The bench of Justices S. Abdul Nazeer and Sanjiv Khanna of Supreme Court had ruled that the courts should take a lenient view when an application is made by the defendant for the production of the additional document which he was not able to produce along with the written statement.
Facts of the Case
- Madras High Court dismissed the revision petition filed by the defendants in a suit challenging the refusal to entertain an application under Order 8 Rule 1A (3) of the Code of Civil Procedure seeking leave of the court to produce additional documents.
- The defendants stated that they had recently traced these documents related to the suit property and that was why they could not produce them along with the written statement.
The Apex Court while considering the appeal against a Madras High Court judgment referred to Rule 1A of Order 8 of C.P.C, and ruled that that
He must list out the documents which are in his possession or power as well as those which are not. In case the defendant does not file any document or copy thereof along with his written statement, such a document shall not be allowed to be received in evidence on behalf of the defendant at the hearing of the suit. However, this will not apply to a document produced for cross-examination of the plaintiff’s witnesses or handed over to a witness merely to refresh his memory. Subrule (3) states that a document which is not produced at the time of filing of the written statement shall not be received in evidence except with the leave of the court. Rule (1) of Order 13 of C.P.C. again makes it mandatory for the parties to produce their original documents before the settlement of issues.
The court noted that the sub-rule (3) provides a second opportunity to the defendant to produce the documents which ought to have been produced in the court along with the written statement, with the leave of the court.

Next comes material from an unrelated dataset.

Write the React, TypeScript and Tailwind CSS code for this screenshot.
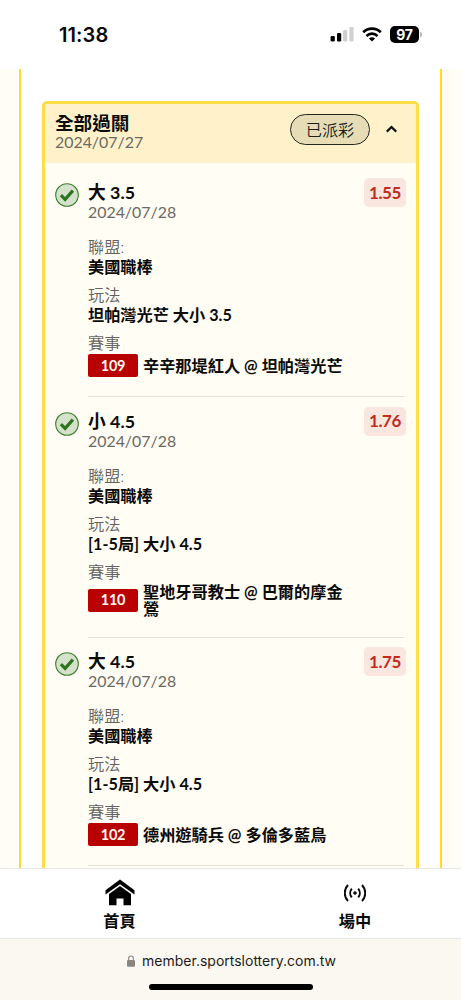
import { useState } from "react";

type Bet = {
  id: string;
  pick: string;
  date: string;
  odds: string;
  market: string;
  match: string;
};

const bets: Bet[] = [
  { id: "109", pick: "大 3.5", date: "2024/07/28", odds: "1.55", market: "坦帕灣光芒 大小 3.5", match: "辛辛那堤紅人 @ 坦帕灣光芒" },
  { id: "110", pick: "小 4.5", date: "2024/07/28", odds: "1.76", market: "[1-5局] 大小 4.5", match: "聖地牙哥教士 @ 巴爾的摩金鶯" },
  { id: "102", pick: "大 4.5", date: "2024/07/28", odds: "1.75", market: "[1-5局] 大小 4.5", match: "德州遊騎兵 @ 多倫多藍鳥" },
];

function StatusBar() {
  return (
    <header className="flex h-[69px] shrink-0 items-center justify-between bg-white pr-[39px] pl-[59px] font-['Inter',sans-serif]">
      <span className="text-[20px] leading-6 font-semibold tracking-[0.1px] text-[#080808]">11:38</span>
      <div className="flex items-center">
        <svg width="24" height="15" viewBox="0 0 24 15" className="mr-[8px]">
          <rect x="0.6" y="9" width="4.2" height="5.5" rx="1.2" />
          <rect x="7" y="6" width="4.2" height="8.5" rx="1.2" />
          <rect x="13" y="3" width="4.2" height="11.5" rx="1.2" fill="#d0d0d0" />
          <rect x="19.4" y="0" width="4.2" height="14.5" rx="1.2" fill="#d0d0d0" />
        </svg>
        <svg width="20" height="15" viewBox="0 0 20 15" fill="none" stroke="#000" strokeWidth="2.7" className="mr-[8px]">
          <path d="M1.2 5.2a12.7 12.7 0 0 1 17.6 0" />
          <path d="M4.5 8.9a8 8 0 0 1 11 0" />
          <path d="M10 14.6 6.9 11.6a4.5 4.5 0 0 1 6.2 0Z" fill="#000" stroke="none" />
        </svg>
        <span className="flex h-[17px] w-[29px] items-center justify-center rounded-[5px] bg-black text-[14px] font-bold tracking-[-0.3px] text-white">97</span>
        <span className="ml-px h-[5px] w-[2px] rounded-r-full bg-[#b5b5b5]" />
      </div>
    </header>
  );
}

function Label({ children }: { children: React.ReactNode }) {
  return <div className="h-5 font-[350] text-[#63615c]">{children}</div>;
}

function BetItem({ bet, first }: { bet: Bet; first: boolean }) {
  return (
    <li className={first ? "flex pt-[19px]" : "flex pt-[13.5px]"}>
      <svg width="24" height="24" viewBox="0 0 24 24" className="mt-[1px] mr-[9px] shrink-0">
        <circle cx="12" cy="12" r="11.3" fill="#d5e2cb" stroke="#3d7f31" strokeWidth="1.1" />
        <path d="m5.9 12.1 4.2 4.3 7.8-8.8" fill="none" stroke="#2c741f" strokeWidth="3.1" />
      </svg>
      <div className="relative w-[316px] border-b border-[#e5e2dc] pb-[19px]">
        <div className="h-5 text-[17.8px] font-bold">{bet.pick}</div>
        <div className="h-[35px] text-[15.9px] text-[#6b6963]">{bet.date}</div>
        <span className="absolute -top-1 -right-[2px] flex h-[29px] w-[42px] items-center justify-center rounded-[5px] bg-[#f8e6df] text-[17px] font-bold tracking-[-0.4px] text-[#c32a22]">
          {bet.odds}
        </span>
        <Label>聯盟:</Label>
        <div className="h-7 font-bold">美國職棒</div>
        <Label>玩法</Label>
        <div className="h-7 font-bold">{bet.market}</div>
        <Label>賽事</Label>
        <div className="mt-px flex items-center gap-[5px]">
          <span className="flex h-[23px] w-[50px] shrink-0 items-center justify-center rounded-[2px] bg-[#b80000] text-[14.5px] font-bold tracking-[-0.3px] text-[#fff8f0]">
            {bet.id}
          </span>
          <span className="w-[206px] leading-[17.5px] font-bold">{bet.match}</span>
        </div>
      </div>
    </li>
  );
}

export default function App() {
  const [open, setOpen] = useState(true);

  return (
    <div className="flex h-[1000px] w-[461px] flex-col overflow-hidden bg-white font-['Lato','Noto_Sans_CJK_TC',sans-serif] text-[16.2px] leading-5 text-[#0b0b0b]">
      <StatusBar />

      {/* Scrolling content, cut off by the tab bar */}
      <main className="h-[799px] shrink-0 overflow-hidden bg-[#fffdf5] px-[19px]">
        <div className="h-[860px] border-x-2 border-[#ffd92e] bg-white px-[21px] pt-[32px]">
          <section className="h-[900px] w-[377px] overflow-hidden rounded-[5px] border-3 border-[#ffdd45] bg-[#fffdf4]">
            <div className="flex h-[59px] items-start bg-[#fff2ca] pl-[10px]">
              <div className="flex-1 pt-[9px]">
                <h1 className="h-[19px] text-[18.6px] font-bold">全部過關</h1>
                <p className="text-[15.9px] text-[#6b6963]">2024/07/27</p>
              </div>
              <span className="mt-[10px] flex h-[31px] w-[80px] items-center justify-center rounded-full border-[1.4px] border-[#25251d] bg-[#e6dcb6] font-[350] text-[#1d1d18]">
                已派彩
              </span>
              <button className="mt-[19px] mr-[18px] ml-[15px]" onClick={() => setOpen(!open)}>
                <svg width="13" height="12" viewBox="0 0 13 12" fill="none" stroke="#111" strokeWidth="2.2">
                  <path d={open ? "m1.8 8.6 4.7-4.6 4.7 4.6" : "m1.8 4 4.7 4.6 4.7-4.6"} />
                </svg>
              </button>
            </div>
            {open && (
              <ul className="pl-[10px]">
                {bets.map((bet, i) => (
                  <BetItem key={bet.id} bet={bet} first={i === 0} />
                ))}
              </ul>
            )}
          </section>
        </div>
      </main>

      {/* Tab bar */}
      <nav className="flex h-[71px] shrink-0 border-y border-[#e6e6e4] bg-white font-bold">
        <a className="flex w-[239px] flex-col items-center pt-[10px]">
          <svg width="30" height="28" viewBox="0 0 30 28">
            <path d="M15 .5 29.5 11.2v4.3L15 5.2.5 15.5v-4.3Z" />
            <path d="M15 7 26 15v11.3h-7.5V19.5h-7v6.8H4V15Z" />
          </svg>
          <span className="mt-[4px]">首頁</span>
        </a>
        <a className="flex w-[222px] flex-col items-center pt-[14px] pl-[10px]">
          <svg width="22" height="20" viewBox="0 0 22 20" fill="none" stroke="#0b0b0b" strokeWidth="2">
            <circle cx="11" cy="10" r="1.8" fill="#0b0b0b" stroke="none" />
            <path d="M7.8 5.6a6.8 6.8 0 0 0 0 8.8M14.2 5.6a6.8 6.8 0 0 1 0 8.8" />
            <path d="M4 2a11.5 11.5 0 0 0 0 16M18 2a11.5 11.5 0 0 1 0 16" />
          </svg>
          <span className="mt-[8px]">場中</span>
        </a>
      </nav>

      {/* Browser address bar */}
      <footer className="flex flex-1 flex-col items-center bg-[#fbf8f1] pt-[12px]">
        <div className="flex items-center gap-[7px] pl-[2px] font-['Inter',sans-serif] text-[14px] text-[#1c1c1b]">
          <svg width="8" height="12" viewBox="0 0 8 12">
            <rect y="5" width="8" height="6.8" rx="1.2" fill="#88867f" />
            <path d="M1.7 5.4V3.3a2.3 2.3 0 0 1 4.6 0v2.1" fill="none" stroke="#88867f" strokeWidth="1.1" />
          </svg>
          member.sportslottery.com.tw
        </div>
        <div className="mt-[13px] h-[6px] w-[164px] rounded-full bg-black" />
      </footer>
    </div>
  );
}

The discretion conferred upon the court to grant such leave is to be exercised judiciously. While there is no straight jacket 5 formula, this leave can be granted by the court on a good cause being shown by the defendant. It is often said that procedure is the handmaid of justice. Procedural and technical hurdles shall not be allowed to come in the way of the court while doing substantial justice. If the procedural violation does not seriously cause prejudice to the adversary party, courts must lean towards doing substantial justice rather than relying upon procedural and technical violation. We should not forget the fact that litigation is nothing but a journey towards a truth which is the foundation of justice and the court is required to take appropriate steps to thrash out the underlying truth in every dispute. Therefore, the court should take a lenient view when an application is made for the production of the documents under subrule (3).
The Court in the present case held that the defendants have filed an application assigning cogent reasons for not producing the documents along with the written statement, and therefore the court ought to have granted leave.